Around midday on Friday, a van branded “Town Residential” pulled up to 26 Astor Place. The driver got out, unloaded bubble wrap and cardboard boxes from Home Depot, and went into the building. It was time for agents to clear out.
After a tumultuous few months, Town abruptly shuttered its resale and leasing business, as The Real Deal first reported Thursday. Less than 24 hours later, shell-shocked agents were informed that boxes would be available for their personal belongings.
“Several have inquired about the purchase of artwork and accessories found throughout the office,” an email from the firm to agents stated. “Please note that these items are not for sale.”
But the more pressing questions for agents are whether they’ll receive unpaid commissions and how — if — they’ll move their listings and in-contract deals.
“Usually the exclusive belongs to the firm, even though the agent brings the business,” said Terrence Oved, a partner at law firm Oved & Oved. Once Town releases the agents’ exclusives, they’ll have to ask sellers to re-sign the exclusive agreement with a new company.
In an email to agents, Town said it would release exclusives to agents’ new firms for a 25 percent referral fee. “If you have any properties in contract, we’ll assign your portion to the new firm,” the email said. It’s unclear, however, whether firms taking on Town’s agents will try to haggle that fee down.
Town — which took eighth place on TRD’s annual ranking of New York City brokerages with the most listings — said it had 160 active sales listings and 81 in-contract deals totaling $585 million at the end of the first quarter. It also had 174 rental exclusives.
Sources said those figures have dropped considerably in recent months, as Town struggled to stay afloat. On April 16 and 17, the firm’s founder and CEO Andrew Heiberger was hit with a pair of lawsuits alleging he owed nearly $300,000 in unpaid rent at Town’s recently-shuttered Upper East Side office and its office on Irving Place.
The company will continue to work in new development, according to Heiberger, but whether or not there will be any movement with those listings is unclear.
In a LinkedIn post Thursday, Heiberger said the decision to close Town’s resale and leasing business was predicated on “new realities of the new marketplace.”
“It is simply impossible [to] profit from those lines of business when considering the primary factors of rapidly increasing agent commissions stemming from fierce competition to attract and retain the best talent,” he wrote. “There will be another great endeavor to come, stay tuned…”
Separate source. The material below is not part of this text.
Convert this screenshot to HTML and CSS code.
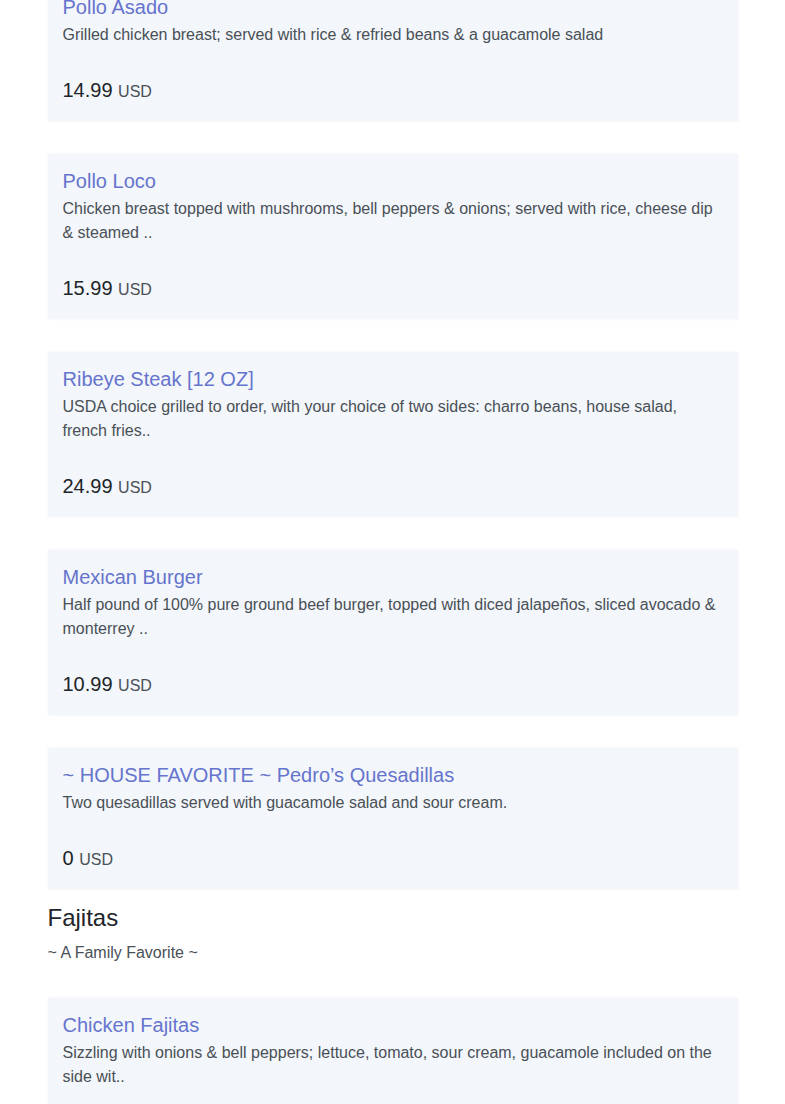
FILE: index.html
```html
<!DOCTYPE html>
<html lang="en">
<head>
    <meta charset="UTF-8">
    <title>Menu</title>
    <link rel="stylesheet" href="styles.css">
</head>
<body>
    <div class="container">
        <div class="menu-item first">
            <h5 class="item-name">Pollo Asado</h5>
            <p class="item-desc">Grilled chicken breast; served with rice &amp; refried beans &amp; a guacamole salad</p>
            <div class="item-price">14.99 <span class="currency">USD</span></div>
        </div>

        <div class="menu-item">
            <h5 class="item-name">Pollo Loco</h5>
            <p class="item-desc">Chicken breast topped with mushrooms, bell peppers &amp; onions; served with rice, cheese dip &amp; steamed ..</p>
            <div class="item-price">15.99 <span class="currency">USD</span></div>
        </div>

        <div class="menu-item">
            <h5 class="item-name">Ribeye Steak [12 OZ]</h5>
            <p class="item-desc">USDA choice grilled to order, with your choice of two sides: charro beans, house salad, french fries..</p>
            <div class="item-price">24.99 <span class="currency">USD</span></div>
        </div>

        <div class="menu-item">
            <h5 class="item-name">Mexican Burger</h5>
            <p class="item-desc">Half pound of 100% pure ground beef burger, topped with diced jalapeños, sliced avocado &amp; monterrey ..</p>
            <div class="item-price">10.99 <span class="currency">USD</span></div>
        </div>

        <div class="menu-item">
            <h5 class="item-name">~ HOUSE FAVORITE ~ Pedro’s Quesadillas</h5>
            <p class="item-desc">Two quesadillas served with guacamole salad and sour cream.</p>
            <div class="item-price">0 <span class="currency">USD</span></div>
        </div>

        <!-- Fajitas section -->
        <div class="section-head">
            <h4 class="section-title">Fajitas</h4>
            <p class="section-sub">~ A Family Favorite ~</p>
        </div>

        <div class="menu-item">
            <h5 class="item-name">Chicken Fajitas</h5>
            <p class="item-desc">Sizzling with onions &amp; bell peppers; lettuce, tomato, sour cream, guacamole included on the side wit..</p>
            <div class="item-price">12.99 <span class="currency">USD</span></div>
        </div>
    </div>
</body>
</html>
```

FILE: styles.css
```css
body {
    margin: 0;
    background: #fff;
    font-family: "Liberation Sans", Arial, sans-serif;
    color: #212529;
}

.container {
    width: 690px;
    margin: 0 auto;
    padding: 0 15px;
}

.menu-item {
    background-color: #f3f6fa;
    box-shadow: 0 0 3px rgba(0, 0, 0, 0.05);
    padding: 15px 15px 19px;
    margin-top: 33px;
}

.menu-item.first {
    margin-top: -20px;
}

.item-name {
    font-size: 20px;
    font-weight: normal;
    line-height: 24px;
    color: #6574cd;
    margin: 0 0 4px;
}

.item-desc {
    font-size: 16px;
    line-height: 24px;
    color: #495057;
    margin: 0 0 31px;
}

.item-price {
    font-size: 20px;
    line-height: 24px;
    color: #212529;
}

.currency {
    font-size: 16px;
    line-height: 1;
    color: #495057;
}

.section-head {
    margin-top: 14px;
}

.section-title {
    font-size: 24px;
    font-weight: normal;
    line-height: 29px;
    margin: 0 0 9px;
}

.section-sub {
    font-size: 16px;
    line-height: 24px;
    color: #495057;
    margin: 0;
}
```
Almost immediately after news of the shutdown broke, rival firms reached out to suddenly-free agents — particularly Town’s bigger names like Steven Gold, Dana Power and Danny Davis.
“It’s really a scramble,” said one source. “It’s crazy because all these people have a lot of business.”
One agent outside Town’s Astor Place office on Thursday night said he has $17 million in pending deals and $8 million worth of exclusives. Gina Gee, another agent from that office, said she has one exclusive — a three-bedroom at 67 Liberty Street asking $2.395 million — and several referral listings in Los Angeles. She called it a “sad day,” but said she has already gotten calls from a half-dozen firms and was on her way to a job interview on Friday.
Not everyone was in on the feeding frenzy though. Bess Freedman, co-president of Brown Harris Stevens, said she wouldn’t hire for the sake of hiring.
“I feel a sense of mourning, it’s a shame,” Freedman said, adding that Heiberger is tough, smart and not afraid to take risks. “He’s a cowboy,” she said.
Others echoed the sentiment. “The fact is, I am sad,” said Howard Lorber, chairman of Douglas Elliman. “I’m sad for the owner and I’m sad for the brokers that are displaced and have no place to go without much notice.”
In front of Town’s Astor Place office on Friday, one agent was accompanied by her teenage son, who hauled her boxes to a waiting car. Two other brokers took their own belongings from the office. At Town’s office in Gramercy, an agent stopped to snap a picture of the firm’s storefront. When asked if he worked there, he said: “Not anymore.”